We use a detection-based approach to localize players on the pitch. Specifically, we use YOLO, an open-source object detection framework built on top of a deep learning library called Darknet (by Joseph Redmon). In the rest of this blog, we will take you through some of the key features of this framework, as well as the domain-specific training schema we came up with to customize YOLO for use in football.
Why we like YOLO
One of the most important aspects of the BallJames system is the ability to detect and track the players and the ball in real-time using deep learning approaches. This allows for applications in match tactics, live monitoring of player fitness, fan engagement in media, and betting industries. However, deep learning models are notorious for their computational complexity, given the large number of computations required to process every video frame. This adds up quickly for a tracking system that needs to process 25-50 video frames per second (FPS) from multiple high-resolution cameras.

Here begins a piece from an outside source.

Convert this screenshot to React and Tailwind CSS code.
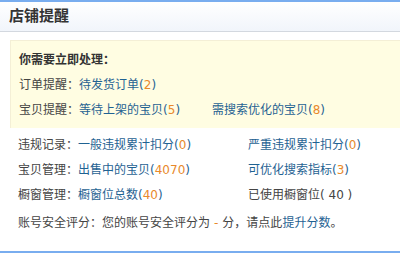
import React from "react";

// 店铺提醒面板
const font = { fontFamily: '"DejaVu Sans", "Noto Sans CJK SC", sans-serif' };

const Link = ({ text, num }) => (
    <span>
        <a href="#" className="text-[#1f6292]">{text}</a>
        <span className="text-[#1f6292]">(</span>
        <span className="text-[#e8892b]">{num}</span>
        <span className="text-[#1f6292]">)</span>
    </span>
);

const Row = ({ label, children }) => (
    <div className="flex items-center h-[25px] whitespace-nowrap">
        <span className="text-[#444]">{label}：</span>
        {children}
    </div>
);

export default function App() {
    return (
        <div className="w-[400px] h-[253px] bg-white flex flex-col text-[12px]" style={font}>
            {/* header */}
            <div className="h-[32px] border-t-2 border-[#79adef] border-b border-b-[#d3d8df] bg-gradient-to-b from-white to-[#f1f5fb] flex items-center px-[9px]">
                <span className="text-[15px] font-bold text-[#333]">店铺提醒</span>
            </div>

            {/* 立即处理 */}
            <div className="ml-[10px] mt-[8px] bg-[#fffde2] border-t border-l border-[#f4efd6] pl-[8px] pt-[6px] pb-[6px]">
                <div className="flex items-center h-[25px] font-bold text-[#333]">你需要立即处理：</div>
                <Row label="订单提醒">
                    <Link text="待发货订单" num="2" />
                </Row>
                <div className="grid grid-cols-[193px_1fr]">
                    <Row label="宝贝提醒">
                        <Link text="等待上架的宝贝" num="5" />
                    </Row>
                    <div className="flex items-center h-[25px]">
                        <Link text="需搜索优化的宝贝" num="8" />
                    </div>
                </div>
            </div>

            {/* 其它 */}
            <div className="flex-1 flex flex-col pl-[18px] pt-[4px] border-b-2 border-[#79adef]">
                <div className="grid grid-cols-[230px_1fr]">
                    <Row label="违规记录">
                        <Link text="一般违规累计扣分" num="0" />
                    </Row>
                    <div className="flex items-center h-[25px]">
                        <Link text="严重违规累计扣分" num="0" />
                    </div>
                    <Row label="宝贝管理">
                        <Link text="出售中的宝贝" num="4070" />
                    </Row>
                    <div className="flex items-center h-[25px]">
                        <Link text="可优化搜索指标" num="3" />
                    </div>
                    <Row label="橱窗管理">
                        <Link text="橱窗位总数" num="40" />
                    </Row>
                    <div className="flex items-center h-[25px] text-[#444]">已使用橱窗位( 40 )</div>
                </div>
                <div className="flex items-center h-[25px] mt-[3px] whitespace-nowrap text-[#444]">
                    账号安全评分：您的账号安全评分为
                    <span className="text-[#e8892b] mx-[4px]">-</span>
                    分，请点此<a href="#" className="text-[#1f6292]">提升分数</a>。
                </div>
            </div>
        </div>
    );
}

YOLO has been created with such real-time applications in mind. With a standard video resolution of 640*480 pixels, a 31-layer YOLO model can run at 25 FPS on a reasonable consumer GPU. In our case, 14 cameras each generate videos of 3840×2160 pixels. To get YOLO running in real-time on this amount of data, we utilize massive parallelizations with an elastic GPU cluster in the cloud. But even with such parallelization, we need YOLO models of less than 31 layers to scale up the processing of the BallJames video streams.